Now that my son is growing and moving on to new milestones like solid food, crawling, and standing, I can feel my spiritual season changing too. Nudges from verses I read to him are welcome reminders to return before my rest becomes drifting. And deeper thoughts about family stresses draw me like a magnet back to Jesus. How do I refocus on Christ when my mind panics and flails like a drowning man in a sea of worries? (Isaiah 26:3)
In singleness, in illness, in infertility, in struggle of any kind, there is a yearning and a place for pain but also for very specific joys. The encouragement (and caution) I take from looking back is that all these seasons do indeed end and new ones begin. It is up to us to intentionally find the moments of joy and not miss all the unique seasonal qualities that will soon fade like the changing leaves. Those moments are grains of sand slipping through the hourglass, to be treasured like the grasp of tiny baby hands that will one day be grown.
Do not lose heart when you are struggling. God is there working even when we are not reading or praying or worshiping in a standard/recognizable way. He is enough. We may find ourselves seeking or resting, doubting or believing, questioning or settling, striving or still, but above all, always waiting for him. In my sleep deprived state, I'll meditate on one verse, sing to him, or whisper short prayers, and take comfort that I'm doing what I can to respond to God's love in this season.

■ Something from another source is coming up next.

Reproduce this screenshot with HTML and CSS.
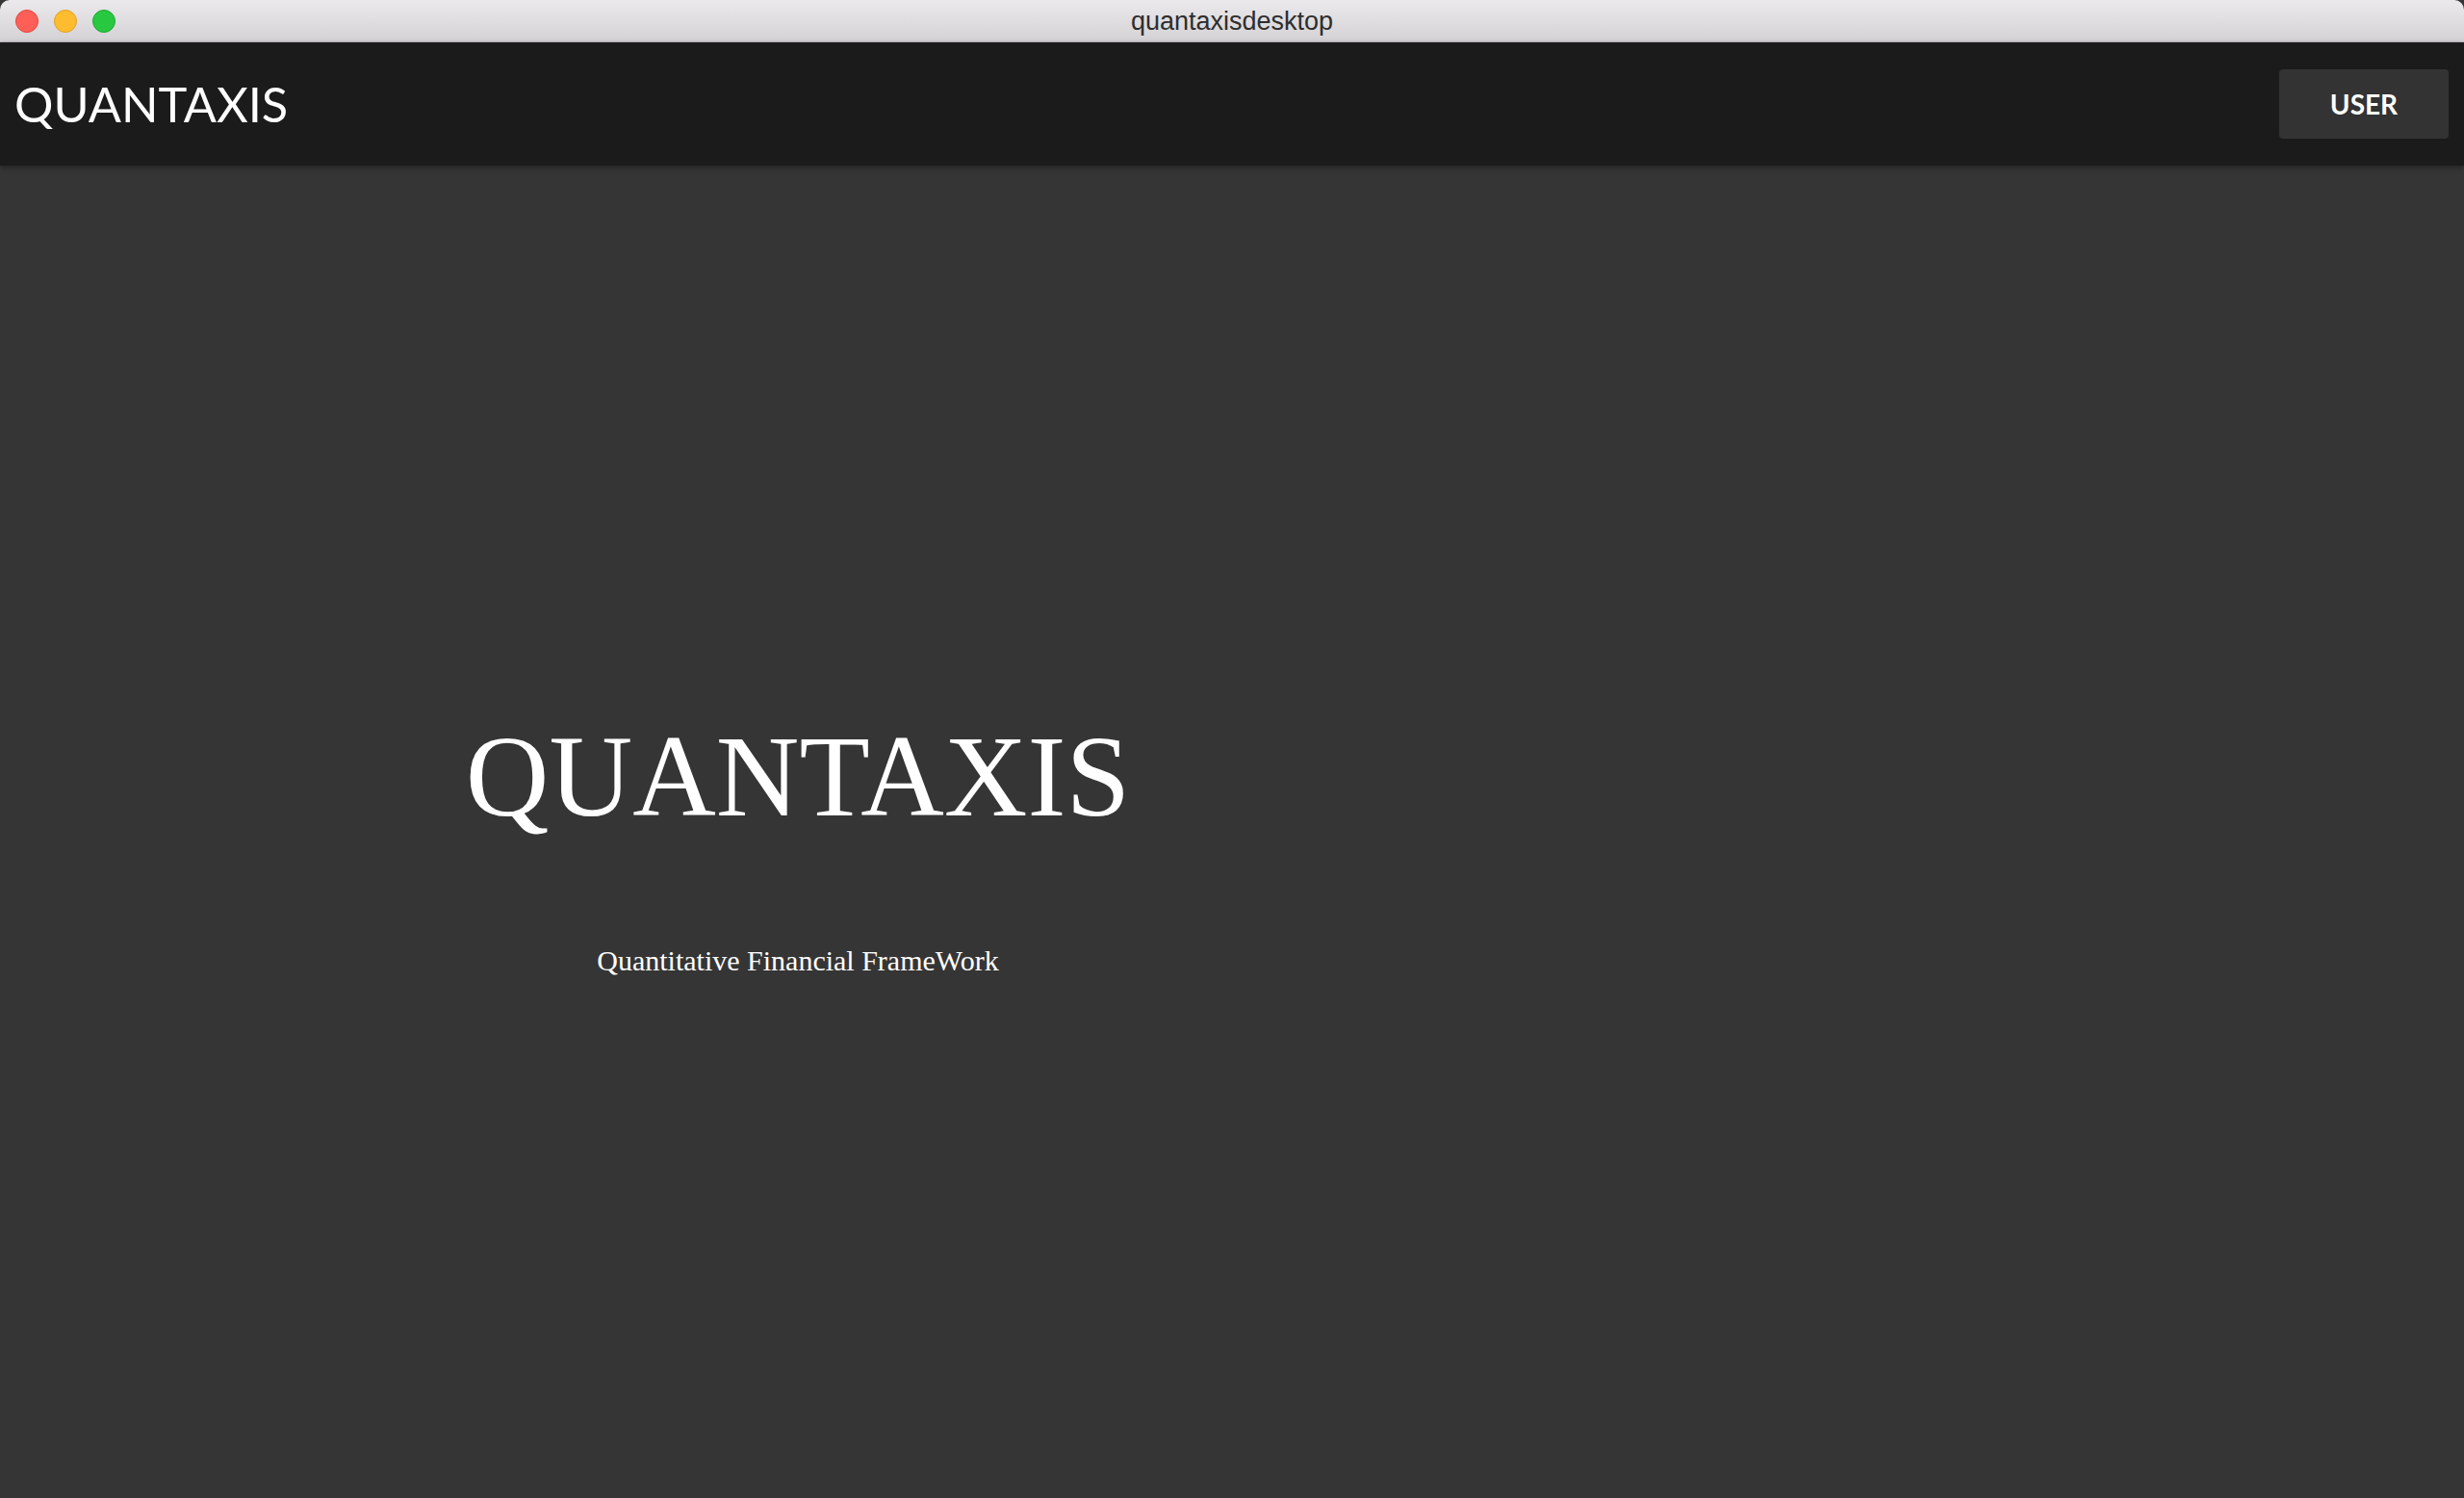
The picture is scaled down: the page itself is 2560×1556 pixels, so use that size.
FILE: index.html
```html
<!DOCTYPE html>
<html lang="en">
<head>
<meta charset="utf-8">
<title>quantaxisdesktop</title>
<link rel="stylesheet" href="styles.css">
</head>
<body>
<div class="window">
  <div class="titlebar">
    <div class="lights">
      <span class="light red"></span>
      <span class="light yellow"></span>
      <span class="light green"></span>
    </div>
    <div class="wintitle">quantaxisdesktop</div>
  </div>
  <header class="appbar">
    <div class="brand">QUANTAXIS</div>
    <button class="user-btn">USER</button>
  </header>
  <main class="main">
    <section class="hero">
      <h1 class="hero-title">QUANTAXIS</h1>
      <p class="hero-sub">Quantitative Financial FrameWork</p>
    </section>
  </main>
</div>
</body>
</html>
```
FILE: styles.css
```css
html, body {
  margin: 0;
  padding: 0;
  height: 100%;
  background: #353535;
}
.window {
  display: flex;
  flex-direction: column;
  height: 1556px;
  overflow: hidden;
}
.titlebar {
  height: 43px;
  border-bottom: 1px solid #bfbdbf;
  background: linear-gradient(#ebe9eb, #d4d2d4);
  border-radius: 10px 10px 0 0;
  display: flex;
  align-items: center;
  position: relative;
}
.lights {
  display: flex;
  gap: 16px;
  padding-left: 16px;
  margin-top: 1px;
}
.light {
  width: 22px;
  height: 22px;
  border-radius: 50%;
  border: 1px solid transparent;
}
.red { background: #fe5f57; border-color: #e2463f; }
.yellow { background: #febc2e; border-color: #e0a229; }
.green { background: #28c840; border-color: #1fa934; }
.wintitle {
  position: absolute;
  left: 0;
  right: 0;
  top: 1px;
  text-align: center;
  line-height: 43px;
  font-family: "Liberation Sans", Arial, sans-serif;
  font-size: 27px;
  color: #2e2e2e;
}
.appbar {
  height: 128px;
  background: #1b1b1b;
  display: flex;
  align-items: center;
  justify-content: space-between;
  padding: 0 16px 0 15px;
  box-shadow: 0 2px 6px rgba(0,0,0,0.35);
  position: relative;
  z-index: 1;
}
.brand {
  font-family: Lato, sans-serif;
  font-size: 50.5px;
  color: #ffffff;
  line-height: 1.2;
}
.user-btn {
  width: 176px;
  height: 72px;
  background: #333333;
  color: #ffffff;
  border: none;
  border-radius: 4px;
  font-family: Lato, sans-serif;
  font-weight: 700;
  font-size: 28px;
  padding: 0;
}
.main {
  flex: 1;
  background: #353535;
  padding-top: 575px;
}
.hero {
  width: 1658px;
  text-align: center;
  color: #ffffff;
  font-family: "Liberation Serif", "Times New Roman", serif;
}
.hero-title {
  margin: 0;
  font-weight: 400;
  font-size: 120px;
  line-height: 120px;
}
.hero-sub {
  margin: 116px 0 0;
  font-size: 30px;
  line-height: 30px;
}
```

After all the waiting I went through with God, to be married, to be a mom, I feel such intense gratitude in the midst of exhaustion and endless tasks. I look into a mirror with my son to show him his reflection. It's a mirror my dear friend gave me for my wedding as a reminder of the reward for my long-suffering and waiting. "He has made everything beautiful in its time," it says. As I look at my son's smiling face, remembering the long, hard road to get here, I agree. If God can do all this in a broken world, in a broken body, in a hopeless situation, what marvelous eternal gifts are yet to come?